All in all a wonderful expression and the fact that it comes in a ceramic pouring jug makes the experience even more special.
Bottling: Solist Fino
If I had been blindfolded and given this single malt from Taiwan I would have bet my first born that this was a bourbon from Heaven Hill. No questions about it!
The first thing to draw your attention is the deep burgundy color sitting inside the bottle which immediately causes you to salivate uncontrollably. Such is the allure in the eyes alone.

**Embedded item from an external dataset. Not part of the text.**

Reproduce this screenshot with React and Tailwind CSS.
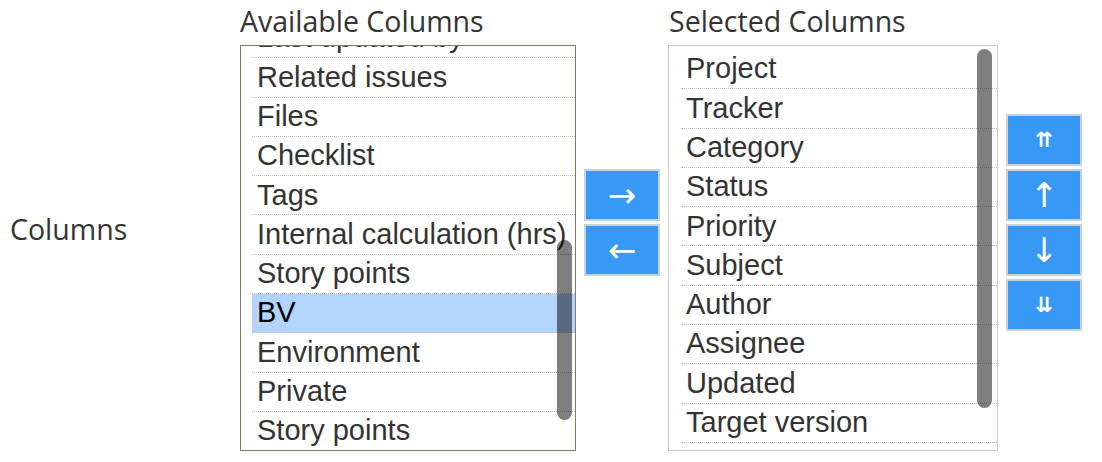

The heavy sherried nose is bursting with dark autumn fruits – plums, berries and humungous red grapes. The fruits are then reduced in a mixture of red wine and sugar and then poured on top of a soft gooey chocolate fudge cake. As the glistening syrup trickles down the side a few slices of over-ripe bananas, sprinkled with coconut dust, are layered on top to complete the presentation.
Intense black peppers on the tongue is the first thing you notice. But before you have time to wipe the tears from your eyes (tears of joy, I might add) blackberry laced maple syrup swoops in and takes you to a very special Christmas memory. A touch of leather, black currants and berries add yet another layer of delicious complexity.
The mammoth woody finish has a touch of anis but that is rounded off by the overpowering jaggery that rushes in at the end.
There are few times when a whisky will leave me speechless. This was one of them.